While sifting through the archives of Dunoon’s Castle House Museum, Museum Manager John Stirling drew my attention to a collection of Victorian glass and ceramic bottles. I’d been researching records and artefacts in preparation for a local exhibition called People of Place: Shop Keepers of Dunoon Heritage Trail; a series of shop window displays that used objects to engage people with the hidden stories of its high street.
The collection of bottles became part of the arrangement in the window of what is now Kennedy’s Pharmacy. The display included a short text describing George Stirling, who established the pharmacy in the late 19th century. He sold pharmaceuticals typical of the time alongside 'aerated waters'.
The production of flavoured sparkling water alongside healing elixirs and medical prescriptions didn’t raise eyebrows at that time. Stirling was suitably qualified and equipped with the mechanical processes to infuse water with carbon dioxide and natural ingredients.

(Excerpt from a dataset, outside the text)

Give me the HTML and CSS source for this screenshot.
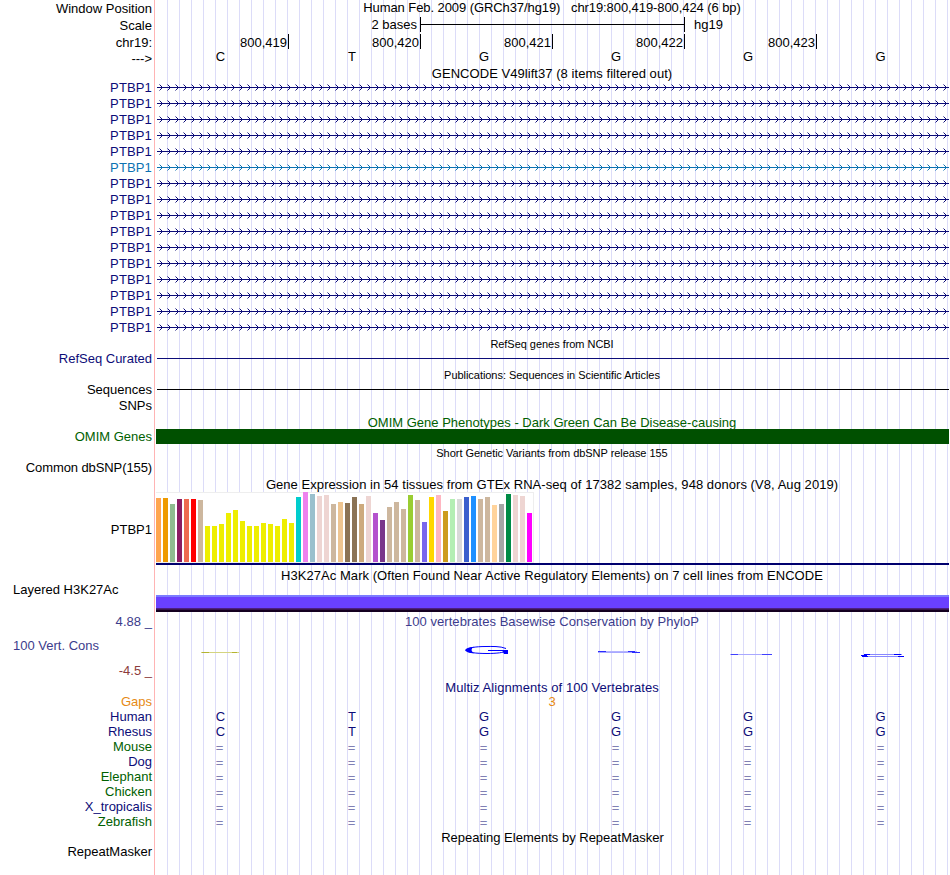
FILE: index.html
```html
<!DOCTYPE html>
<html lang="en">
<head>
    <meta charset="UTF-8">
    <title>Human hg19 chr19:800,419-800,424</title>
    <link rel="stylesheet" href="styles.css">
</head>
<body>

    <div class="browser">
        <div class="row position">
            <div class="label">Window Position</div>
            <div class="title">Human Feb. 2009 (GRCh37/hg19) &nbsp; chr19:800,419-800,424 (6 bp)</div>
        </div>
        <div class="row scale">
            <div class="label">Scale</div>
            <div class="track scale-track">
                <span class="scale-size">2 bases</span>
                <span class="scale-bar"></span>
                <span class="scale-db">hg19</span>
            </div>
        </div>
        <div class="row ruler">
            <div class="label">chr19:</div>
            <div class="track ticks">
                <span>800,419</span><span>800,420</span><span>800,421</span><span>800,422</span><span>800,423</span>
            </div>
        </div>
        <div class="row strand">
            <div class="label">---&gt;</div>
            <div class="track bases">
                <span>C</span><span>T</span><span>G</span><span>G</span><span>G</span><span>G</span>
            </div>
        </div>

        <div class="row gencode-title"><div class="title">GENCODE V49lift37 (8 items filtered out)</div></div>
        <div id="genes"></div>

        <div class="row"><div class="title small">RefSeq genes from NCBI</div></div>
        <div class="row line-row navy">
            <div class="label">RefSeq Curated</div>
            <div class="track"><div class="line"></div></div>
        </div>

        <div class="row"><div class="title small">Publications: Sequences in Scientific Articles</div></div>
        <div class="row line-row">
            <div class="label">Sequences</div>
            <div class="track"><div class="line"></div></div>
        </div>
        <div class="row snps"><div class="label">SNPs</div></div>

        <div class="row omim-title green"><div class="title">OMIM Gene Phenotypes - Dark Green Can Be Disease-causing</div></div>
        <div class="row omim green">
            <div class="label">OMIM Genes</div>
            <div class="track omim-bar"></div>
        </div>

        <div class="row"><div class="title small">Short Genetic Variants from dbSNP release 155</div></div>
        <div class="row dbsnp"><div class="label">Common dbSNP(155)</div></div>

        <div class="row gtex-title"><div class="title">Gene Expression in 54 tissues from GTEx RNA-seq of 17382 samples, 948 donors (V8, Aug 2019)</div></div>
        <div class="row gtex">
            <div class="label">PTBP1</div>
            <div class="track gtex-track"><div class="bars" id="bars"></div></div>
        </div>

        <div class="row h3k-title"><div class="title">H3K27Ac Mark (Often Found Near Active Regulatory Elements) on 7 cell lines from ENCODE</div></div>
        <div class="row h3k">
            <div class="label left">Layered H3K27Ac</div>
            <div class="track h3k-bar"></div>
        </div>

        <div class="row cons-title blue">
            <div class="label">4.88 _</div>
            <div class="title">100 vertebrates Basewise Conservation by PhyloP</div>
        </div>
        <div class="row cons">
            <div class="label cons-label">
                <span class="cons-name">100 Vert. Cons</span>
                <span class="cons-min">-4.5 _</span>
            </div>
            <div class="track">
                <svg class="logos" width="793" height="51" viewBox="156 629 793 51" fill="none">
                    <path d="M201 652.5H239" stroke="#d4d480"/>
                    <path d="M202 652.5H209M232 652.5H237" stroke="#b4b430"/>
                    <path d="M506 648.5C500 646 492 646.500 486 646.500C475 646.500 467 648 467 650.200C467 652.500 476 653.500 487 653.500C497 653.500 504 652.500 506 651" stroke="#00f"/>
                    <path d="M465 650.200Q466 647.500 474 646.800Q469 650 474 653.300Q466 652.600 465 650.200ZM502 650H508V654H504Z" fill="#00f"/>
                    <path d="M488 650.500H507" stroke="#00f"/>
                    <path d="M599 651.500H637" stroke="#b4b4ff"/>
                    <path d="M598 652.500H640" stroke="#a8a8ff"/>
                    <path d="M598 651.500H606M628 651.500H635M632 652.500H640" stroke="#2a2aff"/>
                    <path d="M730 654.500H772" stroke="#a8a8ff"/>
                    <path d="M731 654.500H738M762 654.500H772" stroke="#4040ff"/>
                    <path d="M864 654.500H902M863 656.500H903" stroke="#8888ff"/>
                    <path d="M861 655.500H867M862 656.500H868M864 654.500H870M894 654.500H901M898 656.500H904" stroke="#00f"/>
                </svg>
            </div>
        </div>

        <div class="row multiz-title navy"><div class="title">Multiz Alignments of 100 Vertebrates</div></div>
        <div class="row species gaps">
            <div class="label">Gaps</div>
            <div class="title">3</div>
        </div>
        <div id="species"></div>

        <div class="row repeat-title"><div class="title">Repeating Elements by RepeatMasker</div></div>
        <div class="row repeat"><div class="label">RepeatMasker</div></div>
    </div>

    <svg width="0" height="0" class="defs">
        <defs>
            <pattern id="chevrons-navy" class="navy" x="1" width="8" height="16" patternUnits="userSpaceOnUse">
                <path d="M4 7h1v1h-1zM4 9h1v1h-1zM3 6h1v1h-1zM3 10h1v1h-1z" fill="currentColor"/>
                <path d="M2 5h1v1h-1zM2 11h1v1h-1z" fill="currentColor" opacity=".5"/>
            </pattern>
            <pattern id="chevrons-lightblue" class="lightblue" x="1" width="8" height="16" patternUnits="userSpaceOnUse">
                <path d="M4 7h1v1h-1zM4 9h1v1h-1zM3 6h1v1h-1zM3 10h1v1h-1z" fill="currentColor"/>
                <path d="M2 5h1v1h-1zM2 11h1v1h-1z" fill="currentColor" opacity=".5"/>
            </pattern>
        </defs>
    </svg>

    <script>
        // GENCODE transcripts, one of them is non-coding (lighter blue)
        let genes = "";
        for (let i = 0; i < 16; i++) {
            const color = i === 5 ? "lightblue" : "navy";
            genes += `<div class="row gene ${color}">
                <div class="label">PTBP1</div>
                <svg class="track" width="793" height="16">
                    <rect x="1" y="8" width="792" height="1" fill="currentColor"/>
                    <rect x="1" width="792" height="16" fill="url(#chevrons-${color})"/>
                </svg>
            </div>`;
        }
        document.getElementById("genes").innerHTML = genes;

        // GTEx tissues: bar height, color
        const tissues = [
            [64, "#ffa54f"], [64, "#ee9a00"], [58, "#8fbc8f"], [63, "#8b1c62"], [63, "#ee6a50"], [63, "#ff0000"], [62, "#cdb79e"],
            [36, "#eeee00"], [36, "#eeee00"], [38, "#eeee00"], [49, "#eeee00"], [52, "#eeee00"], [41, "#eeee00"], [36, "#eeee00"],
            [36, "#eeee00"], [39, "#eeee00"], [38, "#eeee00"], [36, "#eeee00"], [43, "#eeee00"], [39, "#eeee00"],
            [65, "#00cdcd"], [70, "#ee82ee"], [68, "#9ac0cd"], [66, "#eed5d2"], [67, "#eed5d2"], [58, "#cdb79e"], [60, "#eec591"],
            [59, "#8b7355"], [65, "#8b7355"], [58, "#cdaa7d"], [66, "#eed5d2"], [49, "#b452cd"], [42, "#7a378b"], [55, "#cdb79e"],
            [60, "#cdb79e"], [53, "#cdb79e"], [67, "#9acd32"], [62, "#cdb79e"], [40, "#7a67ee"], [65, "#ffd700"], [67, "#ffb6c1"],
            [51, "#cd9b1d"], [63, "#b4eeb4"], [63, "#d9d9d9"], [65, "#3a5fcd"], [66, "#1e90ff"], [63, "#cdb79e"], [65, "#cdb79e"],
            [57, "#ffd39b"], [58, "#a6a6a6"], [68, "#008b45"], [67, "#eed5d2"], [66, "#eed5d2"], [49, "#ff00ff"]
        ];
        document.getElementById("bars").innerHTML = tissues
            .map(([h, c]) => `<i style="height:${h}px;background:${c}"></i>`).join("");

        const species = [
            ["Human", "navy"], ["Rhesus", "navy"], ["Mouse", "green"], ["Dog", "navy"],
            ["Elephant", "green"], ["Chicken", "green"], ["X_tropicalis", "navy"], ["Zebrafish", "green"]
        ];
        document.getElementById("species").innerHTML = species.map(([name, color], i) => {
            const bases = i < 2 ? "CTGGGG" : "======";
            return `<div class="row species ${color}">
                <div class="label">${name}</div>
                <div class="track bases ${i < 2 ? "match" : "gap"}">${[...bases].map(b => `<span>${b}</span>`).join("")}</div>
            </div>`;
        }).join("");
    </script>

</body>
</html>
```
FILE: styles.css
```css
body { margin: 0; background: #fff; font-family: "Liberation Sans", Arial, sans-serif; font-size: 13px; color: #000; }

/* guide lines every 12px, red line between labels and tracks */
.browser {
    width: 949px; height: 875px; overflow: hidden;
    background:
        linear-gradient(#ffb4b4, #ffb4b4) 154px 0 / 1px 100% no-repeat,
        repeating-linear-gradient(to right, transparent 0 11px, #dcdcf8 11px 12px) 156px 0 / 793px 100% no-repeat;
}
.defs { display: block; }

.row { display: grid; grid-template-columns: 152px 793px; column-gap: 4px; height: 16px; line-height: 16px; white-space: nowrap; }
.label { grid-column: 1; text-align: right; }
.label.left { text-align: left; padding-left: 13px; }
.title { grid-column: 2; text-align: center; padding-right: 1px; }
.track { grid-column: 2; display: block; }
.small { font-size: 11px; line-height: 18px; letter-spacing: -0.04px; }

.navy { color: #0c0c78; }
.lightblue { color: #0c72b2; }
.green { color: #006000; }
.blue { color: #3c3c8c; }

.position { line-height: 18px; }
.position .title { line-height: 16px; letter-spacing: -0.08px; }
.scale { height: 17px; line-height: 20px; }
.scale-track { display: flex; line-height: 15px; padding-top: 1px; }
.scale-size { width: 261px; padding-right: 3px; text-align: right; }
.scale-bar { width: 263px; height: 15px; border: solid #000; border-width: 0 1px; background: linear-gradient(#000, #000) 0 7px / 100% 1px no-repeat; }
.scale-db { padding-left: 9px; }
.ruler { height: 17px; line-height: 19px; }
.ticks { display: flex; padding-top: 1px; }
.ticks span { box-sizing: border-box; width: 132px; height: 15px; line-height: 18px; padding-right: 1px; text-align: right; border-right: 1px solid #000; }
.ticks span:first-child { width: 133px; }
.bases { display: grid; grid-template-columns: repeat(6, 132px); text-align: center; }
.bases span { padding-right: 4px; }
.bases span:first-child, .bases span:last-child { padding-right: 3px; }
.strand { line-height: 18px; }
.strand .bases { line-height: 13px; }

.gencode-title { height: 13px; line-height: 15px; letter-spacing: 0.05px; }
.gene { line-height: 18px; }
.gene .label { letter-spacing: 0.15px; }
.line-row { height: 15px; line-height: 15px; }
.line { height: 1px; margin: 7px 0 0 1px; background: currentColor; }
.snps { line-height: 18px; }

.omim-title { line-height: 19px; }
.omim { height: 15px; line-height: 15px; }
.omim-bar { background: #005000; }
.dbsnp .label { letter-spacing: -0.1px; }
.gtex-title { line-height: 17px; letter-spacing: 0.055px; }
.gtex { height: 73px; line-height: 76px; }
.gtex-track { box-sizing: border-box; height: 73px; border-bottom: 2px solid #00006e; }
.bars { box-sizing: border-box; display: flex; align-items: flex-end; gap: 2px; width: 378px; height: 71px; background: #fff; border: solid #eee; border-width: 1px 1px 1px 0; }
.bars i { flex: none; width: 5px; }

.h3k-title { height: 18px; line-height: 22px; letter-spacing: 0.05px; }
.h3k { height: 29px; line-height: 13px; }
.h3k-bar { margin-top: 12px; background: linear-gradient(#7c7cff 0 2px, #6a40ff 2px 13px, #4c2080 13px 14px, #3c1450 14px 15px, #140020 15px); }

.cons-title { height: 17px; line-height: 20px; letter-spacing: 0.04px; }
.cons { height: 51px; }
.cons-label { display: flex; flex-direction: column; line-height: 16px; padding-top: 9px; }
.cons-name { text-align: left; padding-left: 13px; color: #3c3c8c; }
.cons-min { margin-top: 9px; color: #8c3c3c; }
.logos { display: block; }

.multiz-title { height: 14px; line-height: 16px; letter-spacing: 0.07px; }
.species { height: 15px; line-height: 15px; }
.gaps { color: #e68a14; }
.gap { color: #8080b4; line-height: 17px; }
.gap span, .gap span:first-child { padding-right: 5px; }
.repeat-title { line-height: 17px; }
.repeat-title .title { padding-right: 0; }
.repeat { line-height: 14px; }

.match { color: #0c0c78; }
```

When Stirling died in 1879, his eldest son expanded the family business with the construction of a new factory, a building that still stands today behind the pharmacy building, just off the high street in Dunoon.
George Stirling's beverages became popular across Cowal. They were sold directly from the pharmacy and through local hotels, restaurants and public houses.
It wasn’t until the late 1940s that the business was sold to Glasgow based Dunns. Products were stripped of the Stirling brand, but the building continued to be used to produce soft drinks until the 1970s when it was closed and the factory sold.
Dunoon Goes Pop is now a Tacit Tacit research iniative, dedicated to understanding how this manufacturing heritage can be utilsed to support the regeneration of the town.
We are collaborating with local illustrator and drinks enthusiast Walter Newton who will help us develop a brand.
We have already revived Stirling's original visual ID and produced new sparkling beverages based on Victorian recipes and traditional carbonation techniques. We have also hosted public taste tests of George Stirling Ginger Beer, Lemonade and Cola. We have even interviewed people who remember the original factory.
Importantly, the project will draw heavily on the lockdown lessons learned from the independent businesses across the UK, who enriched their niche brands through localised growth and connection. A strategy that can benefit other communities with cultural heritage treasures that may unlock new ways to generate public engagement and revenue in these challenging times.